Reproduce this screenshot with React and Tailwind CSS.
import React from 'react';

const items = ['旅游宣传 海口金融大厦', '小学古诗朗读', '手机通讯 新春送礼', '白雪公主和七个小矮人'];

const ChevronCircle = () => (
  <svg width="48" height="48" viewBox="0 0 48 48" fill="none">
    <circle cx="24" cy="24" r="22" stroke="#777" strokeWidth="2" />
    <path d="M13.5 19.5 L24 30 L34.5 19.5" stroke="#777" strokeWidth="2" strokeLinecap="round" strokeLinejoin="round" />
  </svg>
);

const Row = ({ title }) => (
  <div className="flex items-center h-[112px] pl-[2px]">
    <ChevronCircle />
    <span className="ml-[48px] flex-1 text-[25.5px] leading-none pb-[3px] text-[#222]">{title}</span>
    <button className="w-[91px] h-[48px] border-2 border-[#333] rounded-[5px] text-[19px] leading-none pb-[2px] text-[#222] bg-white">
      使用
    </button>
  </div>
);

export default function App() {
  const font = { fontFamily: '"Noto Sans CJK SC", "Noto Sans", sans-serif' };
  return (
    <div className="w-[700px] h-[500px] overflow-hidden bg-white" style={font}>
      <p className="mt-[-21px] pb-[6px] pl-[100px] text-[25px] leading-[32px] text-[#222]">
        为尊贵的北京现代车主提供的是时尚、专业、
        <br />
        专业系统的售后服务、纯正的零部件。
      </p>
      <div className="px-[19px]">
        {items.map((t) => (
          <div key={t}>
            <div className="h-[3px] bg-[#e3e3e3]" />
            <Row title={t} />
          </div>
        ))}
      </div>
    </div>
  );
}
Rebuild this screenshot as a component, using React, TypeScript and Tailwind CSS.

__Work to complete__: Using the material above, gather every line that includes "Tailwind".

__Written reply__:
Reproduce this screenshot with React and Tailwind CSS.
Rebuild this screenshot as a component, using React, TypeScript and Tailwind CSS.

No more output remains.